--- PROBLEM ---
Every line below that contains "this" is to be copied.

--- EXERCISE MATERIAL ---
══════════════════════════════
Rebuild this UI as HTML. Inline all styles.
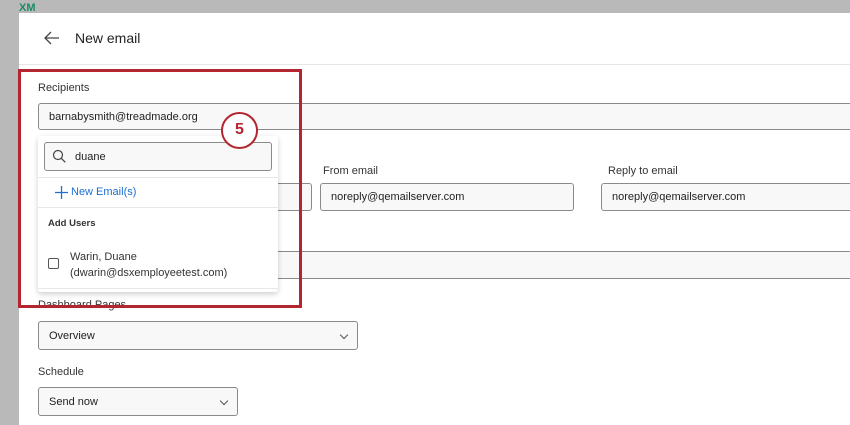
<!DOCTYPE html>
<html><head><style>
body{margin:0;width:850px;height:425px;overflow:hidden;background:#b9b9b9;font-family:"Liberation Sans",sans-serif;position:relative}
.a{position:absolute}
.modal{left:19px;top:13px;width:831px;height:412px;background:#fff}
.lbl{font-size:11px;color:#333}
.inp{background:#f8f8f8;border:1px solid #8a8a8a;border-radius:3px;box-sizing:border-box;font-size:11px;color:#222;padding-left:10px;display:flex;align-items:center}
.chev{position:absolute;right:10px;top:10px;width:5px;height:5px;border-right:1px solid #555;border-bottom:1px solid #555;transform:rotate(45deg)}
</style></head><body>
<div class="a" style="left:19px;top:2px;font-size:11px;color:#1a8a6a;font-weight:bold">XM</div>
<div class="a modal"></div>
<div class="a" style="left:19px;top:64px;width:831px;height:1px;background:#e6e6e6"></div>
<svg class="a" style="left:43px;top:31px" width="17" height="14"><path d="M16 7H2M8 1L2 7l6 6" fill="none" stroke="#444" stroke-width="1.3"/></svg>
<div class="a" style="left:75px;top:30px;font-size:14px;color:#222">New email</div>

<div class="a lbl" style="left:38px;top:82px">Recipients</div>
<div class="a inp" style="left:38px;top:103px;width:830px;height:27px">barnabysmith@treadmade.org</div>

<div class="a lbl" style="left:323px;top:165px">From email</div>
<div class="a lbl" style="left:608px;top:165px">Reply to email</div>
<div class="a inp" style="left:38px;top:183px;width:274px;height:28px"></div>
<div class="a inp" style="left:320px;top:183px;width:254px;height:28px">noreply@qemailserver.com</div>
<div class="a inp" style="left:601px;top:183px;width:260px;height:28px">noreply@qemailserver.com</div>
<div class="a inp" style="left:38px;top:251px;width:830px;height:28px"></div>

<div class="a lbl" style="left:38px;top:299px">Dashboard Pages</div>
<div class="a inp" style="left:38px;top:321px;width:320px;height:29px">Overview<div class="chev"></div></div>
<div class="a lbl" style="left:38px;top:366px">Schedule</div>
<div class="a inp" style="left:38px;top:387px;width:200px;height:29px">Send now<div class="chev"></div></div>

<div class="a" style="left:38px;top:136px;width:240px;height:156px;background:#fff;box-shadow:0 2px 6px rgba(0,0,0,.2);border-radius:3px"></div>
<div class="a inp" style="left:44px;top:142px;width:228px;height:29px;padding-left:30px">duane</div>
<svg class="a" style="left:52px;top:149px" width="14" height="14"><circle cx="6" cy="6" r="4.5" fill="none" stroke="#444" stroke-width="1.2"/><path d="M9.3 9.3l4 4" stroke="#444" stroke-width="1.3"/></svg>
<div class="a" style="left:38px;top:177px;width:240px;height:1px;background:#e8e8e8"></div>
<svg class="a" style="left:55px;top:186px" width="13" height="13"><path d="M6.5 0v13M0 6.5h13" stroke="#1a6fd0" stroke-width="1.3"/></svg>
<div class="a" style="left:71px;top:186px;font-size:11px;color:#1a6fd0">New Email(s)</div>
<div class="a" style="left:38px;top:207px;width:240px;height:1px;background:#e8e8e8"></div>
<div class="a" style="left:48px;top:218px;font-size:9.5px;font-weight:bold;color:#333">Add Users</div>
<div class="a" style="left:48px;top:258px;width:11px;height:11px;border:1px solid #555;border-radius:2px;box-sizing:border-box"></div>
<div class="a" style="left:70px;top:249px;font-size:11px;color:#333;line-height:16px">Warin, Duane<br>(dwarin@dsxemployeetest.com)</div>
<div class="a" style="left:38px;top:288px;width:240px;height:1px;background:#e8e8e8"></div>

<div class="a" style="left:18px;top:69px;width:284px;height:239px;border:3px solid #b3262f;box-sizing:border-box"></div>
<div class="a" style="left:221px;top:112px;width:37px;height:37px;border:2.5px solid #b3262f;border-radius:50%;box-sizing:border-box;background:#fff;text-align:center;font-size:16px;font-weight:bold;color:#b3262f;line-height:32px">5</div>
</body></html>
══════════════════════════════
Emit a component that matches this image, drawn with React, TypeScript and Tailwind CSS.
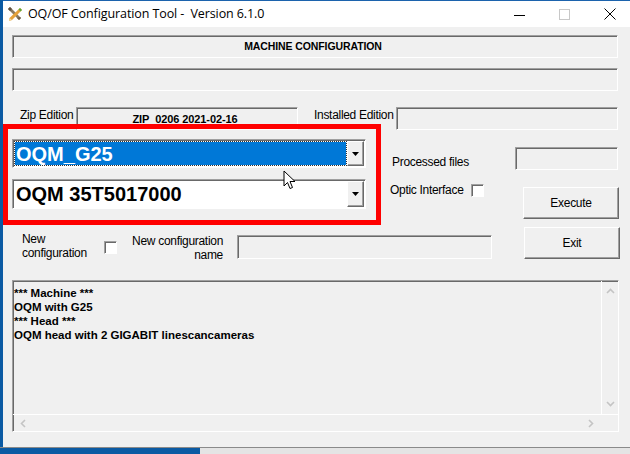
══════════════════════════════
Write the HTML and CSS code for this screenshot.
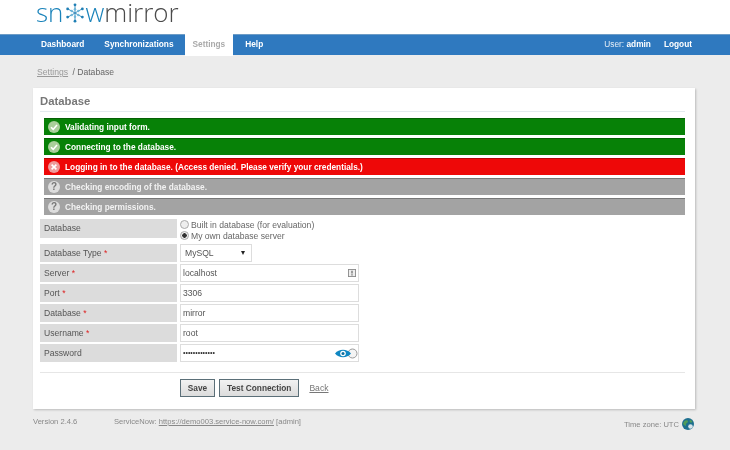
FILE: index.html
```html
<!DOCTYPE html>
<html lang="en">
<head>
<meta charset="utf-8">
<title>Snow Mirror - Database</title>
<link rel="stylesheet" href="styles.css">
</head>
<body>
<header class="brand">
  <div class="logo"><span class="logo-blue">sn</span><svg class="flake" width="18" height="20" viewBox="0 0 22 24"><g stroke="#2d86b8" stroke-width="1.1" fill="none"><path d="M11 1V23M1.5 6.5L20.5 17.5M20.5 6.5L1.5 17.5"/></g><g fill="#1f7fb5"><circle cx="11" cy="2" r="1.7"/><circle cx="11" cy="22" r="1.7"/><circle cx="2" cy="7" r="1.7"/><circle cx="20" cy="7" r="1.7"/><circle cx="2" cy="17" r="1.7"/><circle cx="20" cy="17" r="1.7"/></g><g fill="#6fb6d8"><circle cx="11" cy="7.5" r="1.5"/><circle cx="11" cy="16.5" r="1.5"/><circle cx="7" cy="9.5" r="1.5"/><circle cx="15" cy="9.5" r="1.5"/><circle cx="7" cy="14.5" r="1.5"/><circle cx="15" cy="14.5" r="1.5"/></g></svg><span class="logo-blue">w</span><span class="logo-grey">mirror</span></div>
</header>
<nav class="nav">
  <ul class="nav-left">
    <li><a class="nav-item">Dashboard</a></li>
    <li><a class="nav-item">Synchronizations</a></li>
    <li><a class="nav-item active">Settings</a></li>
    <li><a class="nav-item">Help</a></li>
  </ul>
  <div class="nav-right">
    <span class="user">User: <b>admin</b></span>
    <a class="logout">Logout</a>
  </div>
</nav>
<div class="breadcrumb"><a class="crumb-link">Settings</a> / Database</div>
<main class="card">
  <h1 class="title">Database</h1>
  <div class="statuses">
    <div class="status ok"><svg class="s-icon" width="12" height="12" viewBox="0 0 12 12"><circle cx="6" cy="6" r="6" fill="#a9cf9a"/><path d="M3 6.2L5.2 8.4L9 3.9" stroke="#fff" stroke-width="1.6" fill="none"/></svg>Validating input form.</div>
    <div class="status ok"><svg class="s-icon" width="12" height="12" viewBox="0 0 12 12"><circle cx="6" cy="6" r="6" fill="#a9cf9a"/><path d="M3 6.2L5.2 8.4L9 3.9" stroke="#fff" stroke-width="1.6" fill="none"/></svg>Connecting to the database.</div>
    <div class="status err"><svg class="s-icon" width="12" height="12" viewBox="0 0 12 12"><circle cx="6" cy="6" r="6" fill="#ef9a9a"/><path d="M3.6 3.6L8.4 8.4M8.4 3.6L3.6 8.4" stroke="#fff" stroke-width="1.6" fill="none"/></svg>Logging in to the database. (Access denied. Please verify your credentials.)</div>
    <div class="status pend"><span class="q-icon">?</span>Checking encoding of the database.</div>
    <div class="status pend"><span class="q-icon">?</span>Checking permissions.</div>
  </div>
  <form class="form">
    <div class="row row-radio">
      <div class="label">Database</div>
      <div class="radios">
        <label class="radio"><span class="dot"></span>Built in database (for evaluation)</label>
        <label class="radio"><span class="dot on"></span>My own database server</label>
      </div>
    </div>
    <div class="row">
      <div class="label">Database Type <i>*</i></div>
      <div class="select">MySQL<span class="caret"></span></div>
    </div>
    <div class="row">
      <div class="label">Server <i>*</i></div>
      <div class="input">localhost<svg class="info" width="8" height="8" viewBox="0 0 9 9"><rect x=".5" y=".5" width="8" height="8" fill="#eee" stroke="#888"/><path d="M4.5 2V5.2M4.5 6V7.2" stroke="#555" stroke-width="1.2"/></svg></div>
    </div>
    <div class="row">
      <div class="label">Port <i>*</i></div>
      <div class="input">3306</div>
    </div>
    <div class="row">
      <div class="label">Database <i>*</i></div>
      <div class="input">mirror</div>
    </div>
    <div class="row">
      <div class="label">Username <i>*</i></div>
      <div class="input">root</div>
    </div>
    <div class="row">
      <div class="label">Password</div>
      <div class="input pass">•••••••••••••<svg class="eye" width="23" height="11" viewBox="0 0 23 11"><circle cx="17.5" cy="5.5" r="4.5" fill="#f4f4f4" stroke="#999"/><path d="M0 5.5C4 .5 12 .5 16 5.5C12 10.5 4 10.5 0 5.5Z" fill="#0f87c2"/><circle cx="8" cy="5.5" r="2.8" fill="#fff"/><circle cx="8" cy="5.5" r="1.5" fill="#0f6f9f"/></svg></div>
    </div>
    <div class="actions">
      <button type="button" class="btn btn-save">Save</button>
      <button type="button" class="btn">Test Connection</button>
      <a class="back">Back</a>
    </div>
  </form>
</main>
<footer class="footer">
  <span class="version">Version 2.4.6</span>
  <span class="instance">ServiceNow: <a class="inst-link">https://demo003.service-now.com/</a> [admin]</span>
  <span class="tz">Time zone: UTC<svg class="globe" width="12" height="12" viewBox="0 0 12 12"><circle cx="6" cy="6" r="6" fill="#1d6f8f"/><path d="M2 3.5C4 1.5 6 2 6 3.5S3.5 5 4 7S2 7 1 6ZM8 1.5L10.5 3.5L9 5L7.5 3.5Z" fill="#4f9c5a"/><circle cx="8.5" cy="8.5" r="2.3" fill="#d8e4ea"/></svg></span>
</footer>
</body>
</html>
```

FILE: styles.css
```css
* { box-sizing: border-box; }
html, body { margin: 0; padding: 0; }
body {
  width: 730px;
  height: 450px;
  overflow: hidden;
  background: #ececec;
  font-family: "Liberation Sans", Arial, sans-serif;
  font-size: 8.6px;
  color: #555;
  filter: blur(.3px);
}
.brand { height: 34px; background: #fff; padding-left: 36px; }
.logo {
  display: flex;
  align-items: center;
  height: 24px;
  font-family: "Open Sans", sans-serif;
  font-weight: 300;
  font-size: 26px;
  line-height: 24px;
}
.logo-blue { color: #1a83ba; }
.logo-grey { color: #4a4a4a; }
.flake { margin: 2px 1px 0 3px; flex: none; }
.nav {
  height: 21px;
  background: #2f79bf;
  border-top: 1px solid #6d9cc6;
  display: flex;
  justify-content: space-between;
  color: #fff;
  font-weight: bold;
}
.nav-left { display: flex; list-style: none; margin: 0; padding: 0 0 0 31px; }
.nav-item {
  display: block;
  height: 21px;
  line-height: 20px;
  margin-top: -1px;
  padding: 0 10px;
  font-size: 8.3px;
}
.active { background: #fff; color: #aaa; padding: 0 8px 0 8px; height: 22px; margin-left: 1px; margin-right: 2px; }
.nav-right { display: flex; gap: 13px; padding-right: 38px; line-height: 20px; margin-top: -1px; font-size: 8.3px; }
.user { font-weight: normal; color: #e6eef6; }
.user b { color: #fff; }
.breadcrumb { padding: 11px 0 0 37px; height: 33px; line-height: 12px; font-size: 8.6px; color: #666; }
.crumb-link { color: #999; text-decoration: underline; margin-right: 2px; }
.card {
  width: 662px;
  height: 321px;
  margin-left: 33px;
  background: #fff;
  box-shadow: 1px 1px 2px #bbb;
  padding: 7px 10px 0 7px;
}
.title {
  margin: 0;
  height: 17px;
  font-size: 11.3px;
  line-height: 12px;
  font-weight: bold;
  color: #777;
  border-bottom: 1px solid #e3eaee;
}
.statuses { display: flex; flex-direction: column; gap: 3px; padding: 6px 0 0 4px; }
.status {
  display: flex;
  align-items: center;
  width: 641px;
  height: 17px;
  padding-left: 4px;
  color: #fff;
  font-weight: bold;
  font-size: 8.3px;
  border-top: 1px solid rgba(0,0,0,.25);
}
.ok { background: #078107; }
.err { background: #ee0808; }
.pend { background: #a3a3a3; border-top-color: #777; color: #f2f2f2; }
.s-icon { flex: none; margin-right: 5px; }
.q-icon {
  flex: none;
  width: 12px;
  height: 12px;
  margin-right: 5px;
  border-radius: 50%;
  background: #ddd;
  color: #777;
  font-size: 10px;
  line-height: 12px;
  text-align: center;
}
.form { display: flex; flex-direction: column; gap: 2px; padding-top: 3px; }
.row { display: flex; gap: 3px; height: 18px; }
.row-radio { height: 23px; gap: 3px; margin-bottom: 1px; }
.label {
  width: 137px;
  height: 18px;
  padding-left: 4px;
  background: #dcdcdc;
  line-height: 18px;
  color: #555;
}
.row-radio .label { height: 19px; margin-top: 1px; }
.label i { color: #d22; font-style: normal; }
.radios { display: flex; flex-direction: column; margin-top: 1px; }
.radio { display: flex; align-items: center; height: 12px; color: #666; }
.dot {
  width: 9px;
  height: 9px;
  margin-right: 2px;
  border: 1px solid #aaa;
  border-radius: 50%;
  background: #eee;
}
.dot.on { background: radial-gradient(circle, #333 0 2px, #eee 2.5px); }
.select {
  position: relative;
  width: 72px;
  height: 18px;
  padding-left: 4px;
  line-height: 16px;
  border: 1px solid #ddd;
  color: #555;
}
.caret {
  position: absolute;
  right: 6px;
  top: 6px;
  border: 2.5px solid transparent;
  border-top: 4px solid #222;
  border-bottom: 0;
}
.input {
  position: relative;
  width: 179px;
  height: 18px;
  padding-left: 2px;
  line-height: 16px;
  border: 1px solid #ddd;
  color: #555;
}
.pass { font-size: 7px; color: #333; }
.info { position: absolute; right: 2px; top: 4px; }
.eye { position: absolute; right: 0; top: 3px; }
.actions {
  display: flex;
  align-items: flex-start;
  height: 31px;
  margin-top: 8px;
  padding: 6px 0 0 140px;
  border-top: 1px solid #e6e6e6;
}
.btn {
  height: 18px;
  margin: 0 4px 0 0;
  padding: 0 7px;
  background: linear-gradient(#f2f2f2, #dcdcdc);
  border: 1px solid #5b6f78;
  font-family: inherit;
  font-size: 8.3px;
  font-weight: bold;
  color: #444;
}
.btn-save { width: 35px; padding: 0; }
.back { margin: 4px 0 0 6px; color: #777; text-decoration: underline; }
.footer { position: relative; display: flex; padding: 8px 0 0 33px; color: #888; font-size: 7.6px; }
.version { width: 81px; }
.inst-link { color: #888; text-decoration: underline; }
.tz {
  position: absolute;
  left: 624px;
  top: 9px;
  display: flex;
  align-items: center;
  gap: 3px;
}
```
══════════════════════════════
--- SOLVED EXERCISE ---
Rebuild this UI as HTML. Inline all styles.
Emit a component that matches this image, drawn with React, TypeScript and Tailwind CSS.
Write the HTML and CSS code for this screenshot.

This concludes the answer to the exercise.